- [INSTRUCTION]
Each line containing the word "this" should be found and copied.

--- BEGIN EXERCISE INPUT ---

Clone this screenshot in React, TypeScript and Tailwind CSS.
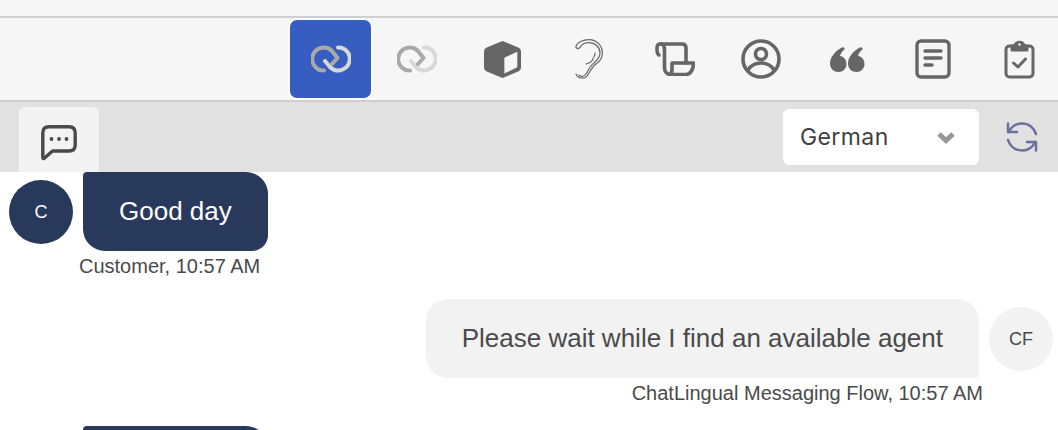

--- END EXERCISE INPUT ---
--- BEGIN EXERCISE INPUT ---

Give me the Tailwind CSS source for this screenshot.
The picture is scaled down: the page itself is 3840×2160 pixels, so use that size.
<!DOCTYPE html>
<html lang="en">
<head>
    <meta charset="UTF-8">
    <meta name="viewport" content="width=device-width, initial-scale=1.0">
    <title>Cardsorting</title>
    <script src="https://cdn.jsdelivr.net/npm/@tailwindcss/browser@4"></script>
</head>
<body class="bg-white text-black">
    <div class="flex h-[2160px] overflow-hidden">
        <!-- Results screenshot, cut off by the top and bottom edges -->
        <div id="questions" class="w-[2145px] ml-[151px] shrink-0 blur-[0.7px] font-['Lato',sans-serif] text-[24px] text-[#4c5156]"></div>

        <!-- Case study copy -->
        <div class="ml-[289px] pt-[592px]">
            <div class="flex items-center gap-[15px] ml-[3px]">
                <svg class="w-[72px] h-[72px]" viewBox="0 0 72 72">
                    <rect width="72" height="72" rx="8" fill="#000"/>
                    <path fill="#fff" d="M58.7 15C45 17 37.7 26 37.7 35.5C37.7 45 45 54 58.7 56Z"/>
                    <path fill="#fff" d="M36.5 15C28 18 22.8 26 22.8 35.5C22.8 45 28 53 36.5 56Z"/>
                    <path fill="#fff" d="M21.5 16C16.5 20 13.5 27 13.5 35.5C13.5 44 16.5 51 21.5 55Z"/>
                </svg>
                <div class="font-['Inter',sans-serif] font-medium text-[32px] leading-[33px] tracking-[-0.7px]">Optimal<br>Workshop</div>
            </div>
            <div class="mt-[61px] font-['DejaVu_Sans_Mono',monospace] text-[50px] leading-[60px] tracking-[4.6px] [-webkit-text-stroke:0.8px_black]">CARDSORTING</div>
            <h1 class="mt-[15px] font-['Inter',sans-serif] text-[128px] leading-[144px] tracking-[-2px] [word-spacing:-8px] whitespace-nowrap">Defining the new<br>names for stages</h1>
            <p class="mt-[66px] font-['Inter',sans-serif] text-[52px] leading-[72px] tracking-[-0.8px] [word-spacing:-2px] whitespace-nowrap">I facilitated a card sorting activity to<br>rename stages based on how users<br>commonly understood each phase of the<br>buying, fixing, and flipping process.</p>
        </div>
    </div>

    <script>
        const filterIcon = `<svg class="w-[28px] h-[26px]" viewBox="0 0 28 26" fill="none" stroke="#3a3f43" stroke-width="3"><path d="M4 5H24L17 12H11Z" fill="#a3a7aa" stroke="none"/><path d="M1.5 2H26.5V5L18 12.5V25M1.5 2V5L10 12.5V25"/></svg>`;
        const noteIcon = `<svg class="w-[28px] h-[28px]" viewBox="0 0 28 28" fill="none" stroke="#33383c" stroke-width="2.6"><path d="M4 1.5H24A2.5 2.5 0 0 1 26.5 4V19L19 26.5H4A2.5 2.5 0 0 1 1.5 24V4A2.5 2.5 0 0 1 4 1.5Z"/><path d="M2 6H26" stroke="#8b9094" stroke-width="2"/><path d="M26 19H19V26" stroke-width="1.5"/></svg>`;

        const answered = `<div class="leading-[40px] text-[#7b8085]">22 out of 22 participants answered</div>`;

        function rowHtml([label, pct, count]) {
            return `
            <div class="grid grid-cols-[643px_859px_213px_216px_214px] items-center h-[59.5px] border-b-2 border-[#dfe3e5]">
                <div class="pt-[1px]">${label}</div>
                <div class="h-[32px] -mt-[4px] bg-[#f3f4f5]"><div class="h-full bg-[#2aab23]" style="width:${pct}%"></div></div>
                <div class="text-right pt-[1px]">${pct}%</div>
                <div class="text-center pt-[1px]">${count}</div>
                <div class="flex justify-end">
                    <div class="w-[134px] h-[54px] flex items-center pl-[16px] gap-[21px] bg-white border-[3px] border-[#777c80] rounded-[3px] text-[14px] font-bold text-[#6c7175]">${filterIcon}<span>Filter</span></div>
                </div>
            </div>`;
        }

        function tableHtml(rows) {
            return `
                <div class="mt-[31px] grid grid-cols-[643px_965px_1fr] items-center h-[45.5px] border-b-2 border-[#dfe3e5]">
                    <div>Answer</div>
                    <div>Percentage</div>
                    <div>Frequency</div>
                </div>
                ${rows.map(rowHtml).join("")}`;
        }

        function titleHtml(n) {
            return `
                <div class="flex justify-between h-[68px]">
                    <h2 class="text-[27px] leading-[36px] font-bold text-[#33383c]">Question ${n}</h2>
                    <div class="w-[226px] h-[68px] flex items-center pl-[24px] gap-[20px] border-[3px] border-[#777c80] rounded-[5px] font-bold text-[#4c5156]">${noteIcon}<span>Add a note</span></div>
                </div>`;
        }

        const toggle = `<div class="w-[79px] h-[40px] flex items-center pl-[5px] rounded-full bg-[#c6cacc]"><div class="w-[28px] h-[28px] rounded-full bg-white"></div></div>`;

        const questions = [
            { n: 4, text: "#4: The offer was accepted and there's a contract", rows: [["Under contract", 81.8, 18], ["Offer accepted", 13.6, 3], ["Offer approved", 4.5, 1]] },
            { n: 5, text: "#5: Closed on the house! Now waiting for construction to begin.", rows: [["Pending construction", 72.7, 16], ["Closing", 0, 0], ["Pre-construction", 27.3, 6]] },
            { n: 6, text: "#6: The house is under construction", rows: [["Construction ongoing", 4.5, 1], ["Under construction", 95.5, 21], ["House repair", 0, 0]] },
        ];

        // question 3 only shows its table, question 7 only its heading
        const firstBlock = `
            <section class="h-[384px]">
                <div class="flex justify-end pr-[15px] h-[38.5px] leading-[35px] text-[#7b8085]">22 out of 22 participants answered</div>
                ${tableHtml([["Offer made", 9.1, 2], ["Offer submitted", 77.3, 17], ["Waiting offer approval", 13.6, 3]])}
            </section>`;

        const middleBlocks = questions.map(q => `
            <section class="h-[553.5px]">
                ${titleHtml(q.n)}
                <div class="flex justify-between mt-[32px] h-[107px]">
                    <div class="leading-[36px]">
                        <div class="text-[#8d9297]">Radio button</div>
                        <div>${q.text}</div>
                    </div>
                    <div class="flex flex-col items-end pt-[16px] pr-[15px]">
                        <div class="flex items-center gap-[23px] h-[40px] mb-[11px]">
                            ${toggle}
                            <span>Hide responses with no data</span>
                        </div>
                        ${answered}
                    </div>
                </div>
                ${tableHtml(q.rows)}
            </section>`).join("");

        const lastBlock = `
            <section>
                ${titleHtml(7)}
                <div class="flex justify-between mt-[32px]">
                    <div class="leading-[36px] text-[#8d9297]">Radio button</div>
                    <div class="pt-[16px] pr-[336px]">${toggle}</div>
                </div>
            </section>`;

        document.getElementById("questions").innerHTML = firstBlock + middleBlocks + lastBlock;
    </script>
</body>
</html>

--- END EXERCISE INPUT ---

- [CORRECT ANSWER]
Clone this screenshot in React, TypeScript and Tailwind CSS.
Give me the Tailwind CSS source for this screenshot.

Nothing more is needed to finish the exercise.